- _TASK REQUIREMENTS_
Copy the lines of the data below exactly, starting at the first and stopping after the line that contains "const cols = 'grid"; include no pictures.

- _STORED DATA_
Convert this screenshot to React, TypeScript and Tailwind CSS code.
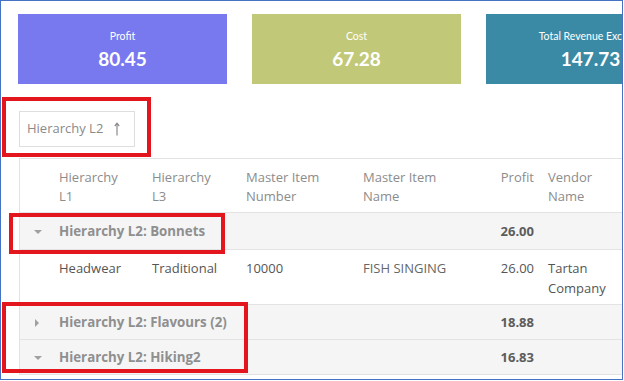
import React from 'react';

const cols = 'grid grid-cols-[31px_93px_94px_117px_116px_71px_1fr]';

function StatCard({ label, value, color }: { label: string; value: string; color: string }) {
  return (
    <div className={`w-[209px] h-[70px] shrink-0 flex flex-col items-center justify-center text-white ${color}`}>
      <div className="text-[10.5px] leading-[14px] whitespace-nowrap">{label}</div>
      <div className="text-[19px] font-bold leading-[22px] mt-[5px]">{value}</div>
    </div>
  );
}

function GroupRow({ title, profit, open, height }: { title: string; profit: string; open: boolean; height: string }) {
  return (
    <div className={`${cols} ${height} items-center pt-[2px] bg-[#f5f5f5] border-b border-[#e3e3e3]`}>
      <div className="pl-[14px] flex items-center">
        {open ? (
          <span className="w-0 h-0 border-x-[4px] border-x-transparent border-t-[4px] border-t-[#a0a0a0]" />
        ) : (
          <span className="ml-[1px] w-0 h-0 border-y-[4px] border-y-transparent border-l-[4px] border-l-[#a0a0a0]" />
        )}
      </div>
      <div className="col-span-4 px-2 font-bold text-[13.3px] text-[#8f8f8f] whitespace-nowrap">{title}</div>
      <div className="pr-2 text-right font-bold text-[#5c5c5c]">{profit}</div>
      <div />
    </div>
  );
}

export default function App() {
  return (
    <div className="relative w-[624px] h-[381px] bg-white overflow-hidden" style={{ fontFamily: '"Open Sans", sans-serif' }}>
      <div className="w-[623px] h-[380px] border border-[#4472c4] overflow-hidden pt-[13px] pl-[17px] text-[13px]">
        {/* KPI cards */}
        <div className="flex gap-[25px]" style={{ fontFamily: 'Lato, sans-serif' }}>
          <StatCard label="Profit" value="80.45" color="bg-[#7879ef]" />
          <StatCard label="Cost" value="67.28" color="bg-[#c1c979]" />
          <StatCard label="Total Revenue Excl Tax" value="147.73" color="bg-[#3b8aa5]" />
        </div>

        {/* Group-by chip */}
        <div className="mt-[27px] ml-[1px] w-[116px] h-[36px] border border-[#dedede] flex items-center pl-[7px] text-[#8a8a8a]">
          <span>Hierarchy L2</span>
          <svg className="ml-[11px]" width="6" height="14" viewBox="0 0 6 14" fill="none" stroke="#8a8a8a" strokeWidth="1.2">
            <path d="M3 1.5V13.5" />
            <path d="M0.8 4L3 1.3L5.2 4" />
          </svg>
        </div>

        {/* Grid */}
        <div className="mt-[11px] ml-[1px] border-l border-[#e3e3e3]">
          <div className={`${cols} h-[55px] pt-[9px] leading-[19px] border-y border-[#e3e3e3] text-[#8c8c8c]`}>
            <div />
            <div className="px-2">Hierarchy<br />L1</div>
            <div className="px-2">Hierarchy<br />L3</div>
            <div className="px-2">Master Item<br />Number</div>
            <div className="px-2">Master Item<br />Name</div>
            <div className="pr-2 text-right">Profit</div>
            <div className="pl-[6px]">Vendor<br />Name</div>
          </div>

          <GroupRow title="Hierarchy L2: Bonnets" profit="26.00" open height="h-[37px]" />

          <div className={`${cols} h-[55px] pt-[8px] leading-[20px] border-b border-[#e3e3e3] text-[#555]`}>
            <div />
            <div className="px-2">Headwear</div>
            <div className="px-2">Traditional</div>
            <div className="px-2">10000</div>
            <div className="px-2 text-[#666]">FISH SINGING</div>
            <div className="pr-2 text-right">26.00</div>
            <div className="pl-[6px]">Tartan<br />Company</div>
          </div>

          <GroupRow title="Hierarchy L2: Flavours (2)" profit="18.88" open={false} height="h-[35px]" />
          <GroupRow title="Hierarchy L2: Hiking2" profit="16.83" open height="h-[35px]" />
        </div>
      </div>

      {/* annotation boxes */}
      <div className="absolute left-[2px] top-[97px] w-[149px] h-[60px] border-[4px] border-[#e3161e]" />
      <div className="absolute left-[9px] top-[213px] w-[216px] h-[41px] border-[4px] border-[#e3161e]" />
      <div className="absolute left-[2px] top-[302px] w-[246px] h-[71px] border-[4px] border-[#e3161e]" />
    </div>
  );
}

- _EXERCISE ANSWER_
Convert this screenshot to React, TypeScript and Tailwind CSS code.
import React from 'react';

const cols = 'grid grid-cols-[31px_93px_94px_117px_116px_71px_1fr]';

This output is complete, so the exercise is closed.